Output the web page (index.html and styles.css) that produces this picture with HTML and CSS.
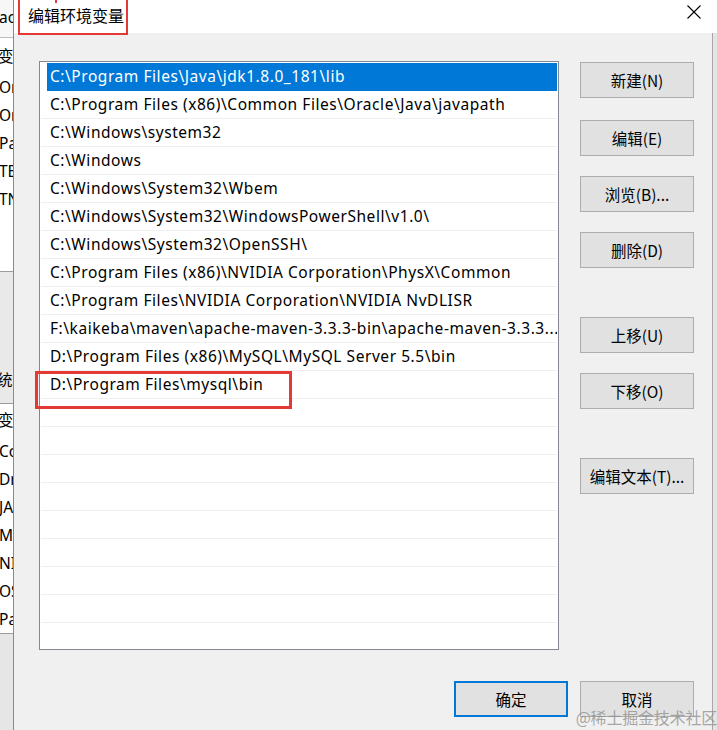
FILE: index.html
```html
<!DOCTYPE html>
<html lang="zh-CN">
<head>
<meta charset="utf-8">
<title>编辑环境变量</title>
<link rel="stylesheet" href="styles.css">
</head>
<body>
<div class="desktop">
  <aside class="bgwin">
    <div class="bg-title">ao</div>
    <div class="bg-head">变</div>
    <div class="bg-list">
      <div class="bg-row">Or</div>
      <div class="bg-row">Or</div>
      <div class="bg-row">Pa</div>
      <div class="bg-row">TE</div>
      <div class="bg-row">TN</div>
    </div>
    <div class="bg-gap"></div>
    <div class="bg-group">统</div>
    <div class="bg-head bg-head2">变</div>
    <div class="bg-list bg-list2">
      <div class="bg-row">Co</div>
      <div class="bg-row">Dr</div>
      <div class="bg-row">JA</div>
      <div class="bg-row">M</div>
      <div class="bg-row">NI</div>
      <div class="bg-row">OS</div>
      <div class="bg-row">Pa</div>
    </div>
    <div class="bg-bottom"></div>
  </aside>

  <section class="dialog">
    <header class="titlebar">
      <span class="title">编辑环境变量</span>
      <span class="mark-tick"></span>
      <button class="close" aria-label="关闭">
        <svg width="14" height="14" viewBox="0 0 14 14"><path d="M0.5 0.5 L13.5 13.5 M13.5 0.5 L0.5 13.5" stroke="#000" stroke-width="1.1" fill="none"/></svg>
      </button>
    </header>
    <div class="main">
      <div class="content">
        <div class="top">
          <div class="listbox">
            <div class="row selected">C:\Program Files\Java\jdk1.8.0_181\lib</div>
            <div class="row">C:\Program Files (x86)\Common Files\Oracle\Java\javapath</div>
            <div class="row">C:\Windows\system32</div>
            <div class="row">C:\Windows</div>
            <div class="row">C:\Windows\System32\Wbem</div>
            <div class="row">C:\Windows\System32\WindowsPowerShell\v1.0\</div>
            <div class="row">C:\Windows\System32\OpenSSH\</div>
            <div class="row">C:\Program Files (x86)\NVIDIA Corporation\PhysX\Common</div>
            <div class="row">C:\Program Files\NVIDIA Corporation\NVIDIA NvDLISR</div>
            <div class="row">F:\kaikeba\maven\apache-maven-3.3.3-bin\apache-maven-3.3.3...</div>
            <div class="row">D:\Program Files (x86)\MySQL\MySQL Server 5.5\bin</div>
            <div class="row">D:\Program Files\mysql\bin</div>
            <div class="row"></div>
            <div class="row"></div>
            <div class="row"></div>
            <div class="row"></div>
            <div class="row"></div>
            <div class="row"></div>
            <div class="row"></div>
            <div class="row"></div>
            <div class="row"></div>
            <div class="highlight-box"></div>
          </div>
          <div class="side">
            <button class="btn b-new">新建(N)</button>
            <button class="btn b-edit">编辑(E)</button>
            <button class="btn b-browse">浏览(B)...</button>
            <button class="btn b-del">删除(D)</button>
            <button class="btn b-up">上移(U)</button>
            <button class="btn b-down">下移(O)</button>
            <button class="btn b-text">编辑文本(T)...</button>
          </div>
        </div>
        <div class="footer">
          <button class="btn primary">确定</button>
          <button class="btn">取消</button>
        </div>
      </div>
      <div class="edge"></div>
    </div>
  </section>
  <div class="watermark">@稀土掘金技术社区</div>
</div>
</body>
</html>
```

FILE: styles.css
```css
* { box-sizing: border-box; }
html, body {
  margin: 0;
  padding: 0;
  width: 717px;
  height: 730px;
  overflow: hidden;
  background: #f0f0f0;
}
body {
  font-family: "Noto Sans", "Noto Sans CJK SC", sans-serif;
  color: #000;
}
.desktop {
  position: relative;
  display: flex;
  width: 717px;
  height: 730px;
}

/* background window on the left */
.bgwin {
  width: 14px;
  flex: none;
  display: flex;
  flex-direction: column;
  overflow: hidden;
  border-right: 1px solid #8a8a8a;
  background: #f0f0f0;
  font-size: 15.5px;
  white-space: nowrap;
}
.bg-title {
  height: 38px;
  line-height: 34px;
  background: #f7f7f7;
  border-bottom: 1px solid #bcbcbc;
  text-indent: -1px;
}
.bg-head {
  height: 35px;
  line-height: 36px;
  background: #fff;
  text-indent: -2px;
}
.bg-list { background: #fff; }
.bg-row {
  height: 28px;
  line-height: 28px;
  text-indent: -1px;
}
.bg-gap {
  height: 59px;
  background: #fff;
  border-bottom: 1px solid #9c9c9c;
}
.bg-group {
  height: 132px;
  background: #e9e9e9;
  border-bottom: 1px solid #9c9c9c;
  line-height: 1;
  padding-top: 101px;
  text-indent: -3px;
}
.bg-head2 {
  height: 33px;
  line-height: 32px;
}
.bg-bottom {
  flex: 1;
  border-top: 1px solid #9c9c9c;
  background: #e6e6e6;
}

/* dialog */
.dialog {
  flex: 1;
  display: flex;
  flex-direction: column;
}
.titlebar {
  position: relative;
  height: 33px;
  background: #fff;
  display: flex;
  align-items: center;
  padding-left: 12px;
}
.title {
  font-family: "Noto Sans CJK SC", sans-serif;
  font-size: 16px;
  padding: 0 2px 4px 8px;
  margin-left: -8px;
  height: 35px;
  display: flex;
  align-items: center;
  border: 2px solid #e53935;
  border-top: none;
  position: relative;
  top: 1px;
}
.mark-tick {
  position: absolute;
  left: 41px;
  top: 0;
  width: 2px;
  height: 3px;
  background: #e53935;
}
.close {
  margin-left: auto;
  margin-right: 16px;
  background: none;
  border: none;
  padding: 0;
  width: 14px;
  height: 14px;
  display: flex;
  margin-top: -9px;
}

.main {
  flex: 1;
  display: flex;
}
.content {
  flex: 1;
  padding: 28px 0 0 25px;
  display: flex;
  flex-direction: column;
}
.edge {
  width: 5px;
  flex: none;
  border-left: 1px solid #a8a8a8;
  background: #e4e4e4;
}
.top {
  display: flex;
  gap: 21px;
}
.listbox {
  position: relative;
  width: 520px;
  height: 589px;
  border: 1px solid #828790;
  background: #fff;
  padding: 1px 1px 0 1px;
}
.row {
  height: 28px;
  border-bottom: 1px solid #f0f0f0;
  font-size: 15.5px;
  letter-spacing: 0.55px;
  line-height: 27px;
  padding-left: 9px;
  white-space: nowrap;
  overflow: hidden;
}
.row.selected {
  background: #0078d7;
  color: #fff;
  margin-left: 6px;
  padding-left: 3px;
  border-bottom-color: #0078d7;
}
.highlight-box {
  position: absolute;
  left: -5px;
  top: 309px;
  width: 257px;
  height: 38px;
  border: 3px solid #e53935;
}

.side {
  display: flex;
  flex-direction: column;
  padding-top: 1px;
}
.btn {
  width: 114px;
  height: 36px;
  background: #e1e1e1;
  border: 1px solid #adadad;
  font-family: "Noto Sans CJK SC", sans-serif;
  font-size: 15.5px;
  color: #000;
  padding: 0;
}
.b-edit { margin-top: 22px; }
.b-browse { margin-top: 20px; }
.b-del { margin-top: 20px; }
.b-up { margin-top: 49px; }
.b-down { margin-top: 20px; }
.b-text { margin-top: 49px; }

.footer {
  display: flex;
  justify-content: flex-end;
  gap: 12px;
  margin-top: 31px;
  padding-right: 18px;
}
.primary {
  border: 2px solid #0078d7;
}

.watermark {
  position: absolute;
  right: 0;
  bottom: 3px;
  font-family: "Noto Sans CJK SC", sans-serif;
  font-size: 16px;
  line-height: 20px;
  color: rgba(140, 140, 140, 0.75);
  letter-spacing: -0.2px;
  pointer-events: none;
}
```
-=-=-=-=-
Aim
Retype the listing exactly. Pictures do not belong in the copy.

Completed exercise
Output the web page (index.html and styles.css) that produces this picture with HTML and CSS.
FILE: index.html
```html
<!DOCTYPE html>
<html lang="zh-CN">
<head>
<meta charset="utf-8">
<title>编辑环境变量</title>
<link rel="stylesheet" href="styles.css">
</head>
<body>
<div class="desktop">
  <aside class="bgwin">
    <div class="bg-title">ao</div>
    <div class="bg-head">变</div>
    <div class="bg-list">
      <div class="bg-row">Or</div>
      <div class="bg-row">Or</div>
      <div class="bg-row">Pa</div>
      <div class="bg-row">TE</div>
      <div class="bg-row">TN</div>
    </div>
    <div class="bg-gap"></div>
    <div class="bg-group">统</div>
    <div class="bg-head bg-head2">变</div>
    <div class="bg-list bg-list2">
      <div class="bg-row">Co</div>
      <div class="bg-row">Dr</div>
      <div class="bg-row">JA</div>
      <div class="bg-row">M</div>
      <div class="bg-row">NI</div>
      <div class="bg-row">OS</div>
      <div class="bg-row">Pa</div>
    </div>
    <div class="bg-bottom"></div>
  </aside>

  <section class="dialog">
    <header class="titlebar">
      <span class="title">编辑环境变量</span>
      <span class="mark-tick"></span>
      <button class="close" aria-label="关闭">
        <svg width="14" height="14" viewBox="0 0 14 14"><path d="M0.5 0.5 L13.5 13.5 M13.5 0.5 L0.5 13.5" stroke="#000" stroke-width="1.1" fill="none"/></svg>
      </button>
    </header>
    <div class="main">
      <div class="content">
        <div class="top">
          <div class="listbox">
            <div class="row selected">C:\Program Files\Java\jdk1.8.0_181\lib</div>
            <div class="row">C:\Program Files (x86)\Common Files\Oracle\Java\javapath</div>
            <div class="row">C:\Windows\system32</div>
            <div class="row">C:\Windows</div>
            <div class="row">C:\Windows\System32\Wbem</div>
            <div class="row">C:\Windows\System32\WindowsPowerShell\v1.0\</div>
            <div class="row">C:\Windows\System32\OpenSSH\</div>
            <div class="row">C:\Program Files (x86)\NVIDIA Corporation\PhysX\Common</div>
            <div class="row">C:\Program Files\NVIDIA Corporation\NVIDIA NvDLISR</div>
            <div class="row">F:\kaikeba\maven\apache-maven-3.3.3-bin\apache-maven-3.3.3...</div>
            <div class="row">D:\Program Files (x86)\MySQL\MySQL Server 5.5\bin</div>
            <div class="row">D:\Program Files\mysql\bin</div>
            <div class="row"></div>
            <div class="row"></div>
            <div class="row"></div>
            <div class="row"></div>
            <div class="row"></div>
            <div class="row"></div>
            <div class="row"></div>
            <div class="row"></div>
            <div class="row"></div>
            <div class="highlight-box"></div>
          </div>
          <div class="side">
            <button class="btn b-new">新建(N)</button>
            <button class="btn b-edit">编辑(E)</button>
            <button class="btn b-browse">浏览(B)...</button>
            <button class="btn b-del">删除(D)</button>
            <button class="btn b-up">上移(U)</button>
            <button class="btn b-down">下移(O)</button>
            <button class="btn b-text">编辑文本(T)...</button>
          </div>
        </div>
        <div class="footer">
          <button class="btn primary">确定</button>
          <button class="btn">取消</button>
        </div>
      </div>
      <div class="edge"></div>
    </div>
  </section>
  <div class="watermark">@稀土掘金技术社区</div>
</div>
</body>
</html>
```

FILE: styles.css
```css
* { box-sizing: border-box; }
html, body {
  margin: 0;
  padding: 0;
  width: 717px;
  height: 730px;
  overflow: hidden;
  background: #f0f0f0;
}
body {
  font-family: "Noto Sans", "Noto Sans CJK SC", sans-serif;
  color: #000;
}
.desktop {
  position: relative;
  display: flex;
  width: 717px;
  height: 730px;
}

/* background window on the left */
.bgwin {
  width: 14px;
  flex: none;
  display: flex;
  flex-direction: column;
  overflow: hidden;
  border-right: 1px solid #8a8a8a;
  background: #f0f0f0;
  font-size: 15.5px;
  white-space: nowrap;
}
.bg-title {
  height: 38px;
  line-height: 34px;
  background: #f7f7f7;
  border-bottom: 1px solid #bcbcbc;
  text-indent: -1px;
}
.bg-head {
  height: 35px;
  line-height: 36px;
  background: #fff;
  text-indent: -2px;
}
.bg-list { background: #fff; }
.bg-row {
  height: 28px;
  line-height: 28px;
  text-indent: -1px;
}
.bg-gap {
  height: 59px;
  background: #fff;
  border-bottom: 1px solid #9c9c9c;
}
.bg-group {
  height: 132px;
  background: #e9e9e9;
  border-bottom: 1px solid #9c9c9c;
  line-height: 1;
  padding-top: 101px;
  text-indent: -3px;
}
.bg-head2 {
  height: 33px;
  line-height: 32px;
}
.bg-bottom {
  flex: 1;
  border-top: 1px solid #9c9c9c;
  background: #e6e6e6;
}

/* dialog */
.dialog {
  flex: 1;
  display: flex;
  flex-direction: column;
}
.titlebar {
  position: relative;
  height: 33px;
  background: #fff;
  display: flex;
  align-items: center;
  padding-left: 12px;
}
.title {
  font-family: "Noto Sans CJK SC", sans-serif;
  font-size: 16px;
  padding: 0 2px 4px 8px;
  margin-left: -8px;
  height: 35px;
  display: flex;
  align-items: center;
  border: 2px solid #e53935;
  border-top: none;
  position: relative;
  top: 1px;
}
.mark-tick {
  position: absolute;
  left: 41px;
  top: 0;
  width: 2px;
  height: 3px;
  background: #e53935;
}
.close {
  margin-left: auto;
  margin-right: 16px;
  background: none;
  border: none;
  padding: 0;
  width: 14px;
  height: 14px;
  display: flex;
  margin-top: -9px;
}

.main {
  flex: 1;
  display: flex;
}
.content {
  flex: 1;
  padding: 28px 0 0 25px;
  display: flex;
  flex-direction: column;
}
.edge {
  width: 5px;
  flex: none;
  border-left: 1px solid #a8a8a8;
  background: #e4e4e4;
}
.top {
  display: flex;
  gap: 21px;
}
.listbox {
  position: relative;
  width: 520px;
  height: 589px;
  border: 1px solid #828790;
  background: #fff;
  padding: 1px 1px 0 1px;
}
.row {
  height: 28px;
  border-bottom: 1px solid #f0f0f0;
  font-size: 15.5px;
  letter-spacing: 0.55px;
  line-height: 27px;
  padding-left: 9px;
  white-space: nowrap;
  overflow: hidden;
}
.row.selected {
  background: #0078d7;
  color: #fff;
  margin-left: 6px;
  padding-left: 3px;
  border-bottom-color: #0078d7;
}
.highlight-box {
  position: absolute;
  left: -5px;
  top: 309px;
  width: 257px;
  height: 38px;
  border: 3px solid #e53935;
}

.side {
  display: flex;
  flex-direction: column;
  padding-top: 1px;
}
.btn {
  width: 114px;
  height: 36px;
  background: #e1e1e1;
  border: 1px solid #adadad;
  font-family: "Noto Sans CJK SC", sans-serif;
  font-size: 15.5px;
  color: #000;
  padding: 0;
}
.b-edit { margin-top: 22px; }
.b-browse { margin-top: 20px; }
.b-del { margin-top: 20px; }
.b-up { margin-top: 49px; }
.b-down { margin-top: 20px; }
.b-text { margin-top: 49px; }

.footer {
  display: flex;
  justify-content: flex-end;
  gap: 12px;
  margin-top: 31px;
  padding-right: 18px;
}
.primary {
  border: 2px solid #0078d7;
}

.watermark {
  position: absolute;
  right: 0;
  bottom: 3px;
  font-family: "Noto Sans CJK SC", sans-serif;
  font-size: 16px;
  line-height: 20px;
  color: rgba(140, 140, 140, 0.75);
  letter-spacing: -0.2px;
  pointer-events: none;
}
```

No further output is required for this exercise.